(Your task)
Do any lines in the data below contain "index"? If so, copy every one of them.

####################

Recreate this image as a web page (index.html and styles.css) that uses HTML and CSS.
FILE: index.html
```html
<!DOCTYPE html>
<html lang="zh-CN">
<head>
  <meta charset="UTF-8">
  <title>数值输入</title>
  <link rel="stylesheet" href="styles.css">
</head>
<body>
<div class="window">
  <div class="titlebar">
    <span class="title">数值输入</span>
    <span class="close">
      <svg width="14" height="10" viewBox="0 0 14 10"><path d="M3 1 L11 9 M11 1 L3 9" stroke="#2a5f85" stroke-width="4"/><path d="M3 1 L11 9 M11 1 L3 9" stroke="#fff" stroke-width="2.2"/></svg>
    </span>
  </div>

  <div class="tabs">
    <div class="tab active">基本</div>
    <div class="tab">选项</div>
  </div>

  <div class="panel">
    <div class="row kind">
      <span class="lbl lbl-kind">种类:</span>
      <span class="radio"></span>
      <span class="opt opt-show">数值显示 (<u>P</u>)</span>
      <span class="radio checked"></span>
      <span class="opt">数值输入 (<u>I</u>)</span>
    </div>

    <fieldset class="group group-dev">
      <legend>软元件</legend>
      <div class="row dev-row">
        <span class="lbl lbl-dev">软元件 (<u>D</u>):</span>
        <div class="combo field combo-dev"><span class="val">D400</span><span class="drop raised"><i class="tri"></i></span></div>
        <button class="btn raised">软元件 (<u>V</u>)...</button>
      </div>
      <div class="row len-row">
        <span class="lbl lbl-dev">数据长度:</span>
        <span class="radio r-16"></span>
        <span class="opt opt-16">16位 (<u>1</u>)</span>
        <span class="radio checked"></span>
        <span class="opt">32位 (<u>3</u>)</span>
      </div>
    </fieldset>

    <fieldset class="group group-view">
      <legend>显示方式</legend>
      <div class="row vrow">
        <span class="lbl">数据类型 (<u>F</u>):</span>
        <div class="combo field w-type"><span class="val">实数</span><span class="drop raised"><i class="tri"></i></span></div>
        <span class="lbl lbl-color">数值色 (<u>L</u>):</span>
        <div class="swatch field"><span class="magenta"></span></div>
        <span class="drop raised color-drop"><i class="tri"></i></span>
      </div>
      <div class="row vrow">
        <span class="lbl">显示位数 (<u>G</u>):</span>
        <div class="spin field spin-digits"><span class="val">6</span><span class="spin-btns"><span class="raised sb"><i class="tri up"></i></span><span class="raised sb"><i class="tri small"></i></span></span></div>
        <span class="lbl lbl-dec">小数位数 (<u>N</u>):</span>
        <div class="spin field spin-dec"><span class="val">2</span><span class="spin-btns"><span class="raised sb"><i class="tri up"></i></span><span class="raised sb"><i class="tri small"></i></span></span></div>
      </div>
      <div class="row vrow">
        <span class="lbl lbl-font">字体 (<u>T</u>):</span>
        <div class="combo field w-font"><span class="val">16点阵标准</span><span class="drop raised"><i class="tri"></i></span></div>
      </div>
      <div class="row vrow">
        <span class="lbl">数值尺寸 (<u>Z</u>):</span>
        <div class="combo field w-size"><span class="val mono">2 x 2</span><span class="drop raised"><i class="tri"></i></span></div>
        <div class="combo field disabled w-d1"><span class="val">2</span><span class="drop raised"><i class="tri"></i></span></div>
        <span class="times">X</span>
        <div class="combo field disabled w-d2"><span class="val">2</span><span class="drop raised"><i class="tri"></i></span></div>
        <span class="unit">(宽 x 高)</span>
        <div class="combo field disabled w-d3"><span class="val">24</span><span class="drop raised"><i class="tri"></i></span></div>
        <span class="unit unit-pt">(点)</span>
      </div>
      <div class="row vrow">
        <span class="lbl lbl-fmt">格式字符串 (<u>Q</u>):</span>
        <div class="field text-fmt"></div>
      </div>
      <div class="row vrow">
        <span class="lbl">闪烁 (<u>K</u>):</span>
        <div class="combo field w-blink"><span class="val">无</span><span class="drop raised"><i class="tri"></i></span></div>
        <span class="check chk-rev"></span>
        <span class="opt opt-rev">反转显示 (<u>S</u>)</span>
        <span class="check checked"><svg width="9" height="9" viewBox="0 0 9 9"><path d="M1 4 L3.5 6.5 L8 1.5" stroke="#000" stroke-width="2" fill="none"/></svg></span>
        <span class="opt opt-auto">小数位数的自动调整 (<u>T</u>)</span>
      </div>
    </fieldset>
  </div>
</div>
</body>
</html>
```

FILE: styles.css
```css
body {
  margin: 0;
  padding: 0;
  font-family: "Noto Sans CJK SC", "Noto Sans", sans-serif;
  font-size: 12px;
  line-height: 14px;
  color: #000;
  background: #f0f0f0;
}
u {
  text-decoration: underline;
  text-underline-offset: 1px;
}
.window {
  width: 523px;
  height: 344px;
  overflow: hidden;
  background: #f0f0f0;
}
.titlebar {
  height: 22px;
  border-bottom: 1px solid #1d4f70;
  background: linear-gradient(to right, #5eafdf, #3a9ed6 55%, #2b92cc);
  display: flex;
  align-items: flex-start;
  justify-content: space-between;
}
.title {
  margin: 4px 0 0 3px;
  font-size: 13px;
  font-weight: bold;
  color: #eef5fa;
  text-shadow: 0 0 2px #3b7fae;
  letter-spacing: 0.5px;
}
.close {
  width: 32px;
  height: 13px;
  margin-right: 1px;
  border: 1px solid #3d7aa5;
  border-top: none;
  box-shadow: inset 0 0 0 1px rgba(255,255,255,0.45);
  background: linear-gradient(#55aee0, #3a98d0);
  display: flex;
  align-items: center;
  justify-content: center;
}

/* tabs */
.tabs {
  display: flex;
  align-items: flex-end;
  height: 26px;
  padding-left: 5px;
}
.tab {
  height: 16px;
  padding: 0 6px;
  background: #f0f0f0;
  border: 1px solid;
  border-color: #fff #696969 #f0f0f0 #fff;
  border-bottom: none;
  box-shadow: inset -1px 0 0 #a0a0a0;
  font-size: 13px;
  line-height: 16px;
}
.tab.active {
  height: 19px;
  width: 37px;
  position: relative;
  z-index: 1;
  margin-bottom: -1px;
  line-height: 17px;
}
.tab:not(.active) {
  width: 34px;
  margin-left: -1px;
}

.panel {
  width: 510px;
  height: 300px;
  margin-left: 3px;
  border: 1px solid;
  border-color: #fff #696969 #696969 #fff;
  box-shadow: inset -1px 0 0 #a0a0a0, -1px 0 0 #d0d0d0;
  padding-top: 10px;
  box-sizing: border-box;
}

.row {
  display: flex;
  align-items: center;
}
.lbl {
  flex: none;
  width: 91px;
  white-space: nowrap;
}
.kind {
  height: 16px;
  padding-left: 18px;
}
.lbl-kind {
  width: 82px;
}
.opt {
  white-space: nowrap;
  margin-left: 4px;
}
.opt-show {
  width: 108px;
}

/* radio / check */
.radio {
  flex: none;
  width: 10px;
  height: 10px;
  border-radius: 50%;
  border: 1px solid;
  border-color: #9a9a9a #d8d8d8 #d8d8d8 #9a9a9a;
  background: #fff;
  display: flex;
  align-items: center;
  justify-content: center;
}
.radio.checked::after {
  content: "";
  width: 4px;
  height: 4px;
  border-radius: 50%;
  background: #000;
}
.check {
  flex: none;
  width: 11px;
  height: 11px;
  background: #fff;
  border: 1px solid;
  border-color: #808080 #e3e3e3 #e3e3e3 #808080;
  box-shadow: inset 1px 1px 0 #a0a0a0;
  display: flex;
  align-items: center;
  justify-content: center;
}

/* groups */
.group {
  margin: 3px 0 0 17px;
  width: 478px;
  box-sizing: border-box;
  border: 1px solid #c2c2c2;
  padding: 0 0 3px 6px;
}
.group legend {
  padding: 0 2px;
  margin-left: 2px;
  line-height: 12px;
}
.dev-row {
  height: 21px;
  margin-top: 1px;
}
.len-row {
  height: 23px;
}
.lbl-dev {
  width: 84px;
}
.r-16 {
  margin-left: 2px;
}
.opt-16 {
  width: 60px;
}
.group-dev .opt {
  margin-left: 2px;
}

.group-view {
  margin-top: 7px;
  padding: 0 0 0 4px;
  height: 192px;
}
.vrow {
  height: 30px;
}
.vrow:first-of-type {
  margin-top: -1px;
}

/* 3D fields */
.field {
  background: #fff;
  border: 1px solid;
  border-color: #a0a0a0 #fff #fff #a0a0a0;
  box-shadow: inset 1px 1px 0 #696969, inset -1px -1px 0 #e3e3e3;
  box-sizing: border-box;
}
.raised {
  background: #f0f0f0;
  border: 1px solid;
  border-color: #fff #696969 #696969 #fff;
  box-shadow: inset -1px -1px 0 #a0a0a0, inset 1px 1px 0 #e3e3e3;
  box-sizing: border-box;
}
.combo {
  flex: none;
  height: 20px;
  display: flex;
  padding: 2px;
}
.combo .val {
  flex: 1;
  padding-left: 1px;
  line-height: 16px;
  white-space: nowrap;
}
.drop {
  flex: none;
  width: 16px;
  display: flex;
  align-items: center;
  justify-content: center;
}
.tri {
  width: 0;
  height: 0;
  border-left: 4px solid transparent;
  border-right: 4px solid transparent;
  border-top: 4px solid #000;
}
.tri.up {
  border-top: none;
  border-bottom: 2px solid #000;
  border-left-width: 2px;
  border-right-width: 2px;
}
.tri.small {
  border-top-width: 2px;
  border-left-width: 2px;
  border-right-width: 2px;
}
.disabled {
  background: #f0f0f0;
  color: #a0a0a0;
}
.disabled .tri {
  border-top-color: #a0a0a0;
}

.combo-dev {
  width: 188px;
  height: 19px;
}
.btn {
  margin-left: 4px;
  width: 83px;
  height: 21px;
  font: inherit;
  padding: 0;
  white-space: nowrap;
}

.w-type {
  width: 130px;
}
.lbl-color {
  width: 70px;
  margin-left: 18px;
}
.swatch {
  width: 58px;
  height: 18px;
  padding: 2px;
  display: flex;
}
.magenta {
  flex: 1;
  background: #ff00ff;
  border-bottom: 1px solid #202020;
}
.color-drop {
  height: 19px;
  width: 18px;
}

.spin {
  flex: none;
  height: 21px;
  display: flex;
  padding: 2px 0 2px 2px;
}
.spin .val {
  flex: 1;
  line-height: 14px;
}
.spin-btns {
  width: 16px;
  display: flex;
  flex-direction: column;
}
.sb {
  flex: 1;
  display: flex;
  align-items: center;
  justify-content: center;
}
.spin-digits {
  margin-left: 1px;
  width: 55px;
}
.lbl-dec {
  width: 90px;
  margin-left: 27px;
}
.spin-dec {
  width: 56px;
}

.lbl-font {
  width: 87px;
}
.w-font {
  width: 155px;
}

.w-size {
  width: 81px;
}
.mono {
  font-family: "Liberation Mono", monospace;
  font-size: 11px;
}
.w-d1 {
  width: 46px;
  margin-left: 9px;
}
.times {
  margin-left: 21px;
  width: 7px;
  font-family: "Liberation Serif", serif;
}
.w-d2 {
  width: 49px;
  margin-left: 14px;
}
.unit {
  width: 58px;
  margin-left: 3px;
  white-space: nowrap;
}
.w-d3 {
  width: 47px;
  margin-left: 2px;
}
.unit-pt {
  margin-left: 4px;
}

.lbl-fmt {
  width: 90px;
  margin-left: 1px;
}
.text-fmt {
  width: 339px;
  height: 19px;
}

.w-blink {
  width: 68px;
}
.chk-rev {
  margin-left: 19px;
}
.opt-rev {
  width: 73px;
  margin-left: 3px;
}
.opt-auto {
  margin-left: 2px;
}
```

####################

(Completed exercise)
Recreate this image as a web page (index.html and styles.css) that uses HTML and CSS.
FILE: index.html
  z-index: 1;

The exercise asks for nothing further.